Monday, August 2, 2021

Transition

 I remember when my oldest went to kindergarten. That was about ten years ago now. We made it thru the first day. We walked into class, took some pictures. The second day, Wednesday, was a little rougher. We had to navigate the car line. I basically had to become a mama bird and push my little fledgling out of the nest. Then we had to do it again on Thursday. By Friday, my little bird took his first hesitant steps to the edge of the nest and flew a little bit. He was kind of hesitant getting out of the car, but he did. Then he lined himself up with all the other kindergarten students. By Monday, he was getting out of the car like a pro. I was the one holding back tears. That day he came home and let me know that he had walked to class with another friend. Tuesday, again walking to class with his friend. Wednesday and today, the kid walked to class by himself. I'm still the one holding back my tears. 



This was all part of him growing up. I know that. And it's good. It just seems that the transitions happened so fast. All of a sudden, he started to do everything by himself. This kid was in a setting I had very little control over. Sure, I can play the hover mother card, the pestering parent role. I did, I still do. I volunteer and go to the school. But instead of class parent, I have to peak from the door to see how my teenager is doing. Is he talking with friends? Participating in discussion? The teachers are kind, but also insistent that I give my bird some space to fly. The goal has always been that he would become independent. He is on his way.

Now things look a little different for the first day of school. Instead of one kid, I've got three. Instead of pulling out of car line to take a second and regroup, I have to tell the kids to keep the doors closed until I stop the car. We have switched towns and schools a few times. The oldest two are in high school, prepping for college. The youngest hit double digits this summer. Parenting is more about managing emotions than making sure each of them is physically safe. It's become a constant dance between stepping in and watching from a distance. Most of the time it looks like this. 

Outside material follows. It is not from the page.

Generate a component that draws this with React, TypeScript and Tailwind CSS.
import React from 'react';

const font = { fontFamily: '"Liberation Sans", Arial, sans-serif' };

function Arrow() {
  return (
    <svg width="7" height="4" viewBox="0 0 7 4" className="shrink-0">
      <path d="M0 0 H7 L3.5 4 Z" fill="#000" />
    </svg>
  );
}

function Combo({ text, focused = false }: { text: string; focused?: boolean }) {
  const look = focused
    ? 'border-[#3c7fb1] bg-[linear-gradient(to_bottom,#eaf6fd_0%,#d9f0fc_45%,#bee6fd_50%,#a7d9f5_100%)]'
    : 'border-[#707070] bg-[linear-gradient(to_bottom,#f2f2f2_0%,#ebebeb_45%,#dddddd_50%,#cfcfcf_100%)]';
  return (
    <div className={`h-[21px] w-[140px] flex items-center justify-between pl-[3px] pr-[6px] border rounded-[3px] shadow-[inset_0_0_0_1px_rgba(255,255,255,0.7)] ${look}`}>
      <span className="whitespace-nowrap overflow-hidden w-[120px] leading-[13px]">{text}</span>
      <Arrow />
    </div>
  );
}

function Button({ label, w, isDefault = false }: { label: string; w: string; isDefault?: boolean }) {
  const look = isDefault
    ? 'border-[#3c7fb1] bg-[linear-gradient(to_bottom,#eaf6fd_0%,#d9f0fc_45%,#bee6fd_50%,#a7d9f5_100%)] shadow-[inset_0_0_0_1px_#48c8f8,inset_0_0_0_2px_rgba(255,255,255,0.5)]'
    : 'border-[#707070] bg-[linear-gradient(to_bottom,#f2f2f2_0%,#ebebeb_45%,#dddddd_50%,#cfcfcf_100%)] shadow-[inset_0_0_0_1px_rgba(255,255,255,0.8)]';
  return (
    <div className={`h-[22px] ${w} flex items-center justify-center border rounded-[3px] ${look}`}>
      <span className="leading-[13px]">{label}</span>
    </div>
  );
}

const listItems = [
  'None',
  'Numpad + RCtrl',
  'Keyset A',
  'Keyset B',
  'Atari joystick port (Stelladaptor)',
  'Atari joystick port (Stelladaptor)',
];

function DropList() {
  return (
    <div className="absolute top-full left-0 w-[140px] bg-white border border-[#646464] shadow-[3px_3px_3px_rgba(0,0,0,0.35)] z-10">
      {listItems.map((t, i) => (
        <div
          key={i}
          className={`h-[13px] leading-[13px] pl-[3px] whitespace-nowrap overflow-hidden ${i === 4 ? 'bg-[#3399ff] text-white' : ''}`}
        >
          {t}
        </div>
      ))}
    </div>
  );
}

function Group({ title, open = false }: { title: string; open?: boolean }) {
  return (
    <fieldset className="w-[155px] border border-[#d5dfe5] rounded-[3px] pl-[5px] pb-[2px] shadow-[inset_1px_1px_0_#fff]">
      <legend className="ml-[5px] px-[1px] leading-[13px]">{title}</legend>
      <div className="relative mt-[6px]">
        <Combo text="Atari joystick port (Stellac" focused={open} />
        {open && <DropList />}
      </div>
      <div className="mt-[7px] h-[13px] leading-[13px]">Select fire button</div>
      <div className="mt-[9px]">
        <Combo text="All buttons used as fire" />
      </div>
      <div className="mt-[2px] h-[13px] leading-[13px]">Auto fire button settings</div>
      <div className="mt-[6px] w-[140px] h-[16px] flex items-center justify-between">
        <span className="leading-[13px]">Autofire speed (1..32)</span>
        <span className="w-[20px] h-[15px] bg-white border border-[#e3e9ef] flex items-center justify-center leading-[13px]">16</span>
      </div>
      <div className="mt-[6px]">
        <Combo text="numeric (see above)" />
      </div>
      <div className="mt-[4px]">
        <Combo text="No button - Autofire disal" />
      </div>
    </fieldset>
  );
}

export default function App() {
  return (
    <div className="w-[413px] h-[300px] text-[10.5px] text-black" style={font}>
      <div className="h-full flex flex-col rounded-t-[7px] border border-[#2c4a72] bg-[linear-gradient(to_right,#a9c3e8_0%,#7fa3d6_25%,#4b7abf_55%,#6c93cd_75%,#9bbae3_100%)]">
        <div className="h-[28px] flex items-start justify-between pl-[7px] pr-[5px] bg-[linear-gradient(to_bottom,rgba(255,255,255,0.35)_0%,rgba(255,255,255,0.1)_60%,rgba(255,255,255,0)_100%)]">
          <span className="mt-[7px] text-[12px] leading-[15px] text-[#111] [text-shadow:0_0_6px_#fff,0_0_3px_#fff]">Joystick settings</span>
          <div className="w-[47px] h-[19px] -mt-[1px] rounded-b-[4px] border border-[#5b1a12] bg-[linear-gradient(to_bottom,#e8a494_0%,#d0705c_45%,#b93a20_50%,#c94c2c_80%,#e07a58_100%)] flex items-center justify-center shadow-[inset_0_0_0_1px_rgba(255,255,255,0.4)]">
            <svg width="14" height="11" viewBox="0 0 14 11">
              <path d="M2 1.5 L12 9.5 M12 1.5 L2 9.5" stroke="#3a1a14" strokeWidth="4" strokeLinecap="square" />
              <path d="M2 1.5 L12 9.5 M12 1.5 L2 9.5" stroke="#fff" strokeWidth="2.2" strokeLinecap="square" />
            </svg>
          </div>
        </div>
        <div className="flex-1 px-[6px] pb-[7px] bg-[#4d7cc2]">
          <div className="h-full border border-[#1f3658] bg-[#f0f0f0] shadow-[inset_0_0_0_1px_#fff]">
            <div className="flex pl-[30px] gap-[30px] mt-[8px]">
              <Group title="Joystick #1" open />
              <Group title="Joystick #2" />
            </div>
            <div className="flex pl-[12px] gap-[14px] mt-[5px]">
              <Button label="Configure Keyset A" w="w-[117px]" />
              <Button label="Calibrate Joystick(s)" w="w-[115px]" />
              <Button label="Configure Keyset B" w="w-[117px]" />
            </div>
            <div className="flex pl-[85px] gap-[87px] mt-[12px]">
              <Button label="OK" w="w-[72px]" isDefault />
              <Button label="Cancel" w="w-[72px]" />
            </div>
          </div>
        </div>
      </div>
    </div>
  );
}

As I reread this, I am second guessing myself. Are we making the right choices? Will the family lessons stick and will our parenting voices be louder than those of the world? That's where a lot of these problems/worries lie. Within me. I need to back up and stop looking at me. I need to look up. To God. To The One who has been with our precious little babies since before I even knew about them. To Jehovah Rapha who was with my little guy in the hospital at 22 months. To Jehovah Shalom who was the peace and comfort each of my babies needed during one of the lowest points of my life. To Jehovah Nissi, their advocate and protector when I was forbidden to be. That's where my big kids are. Even when they leave the nest I've built, they are still in His hand. They have always been there, and always will be. That's where we can find comfort my friends. As they each are hitting their stride, spreading out their wings and flying off to the next stage, I'll keep making sure they have a soft and safe place to land.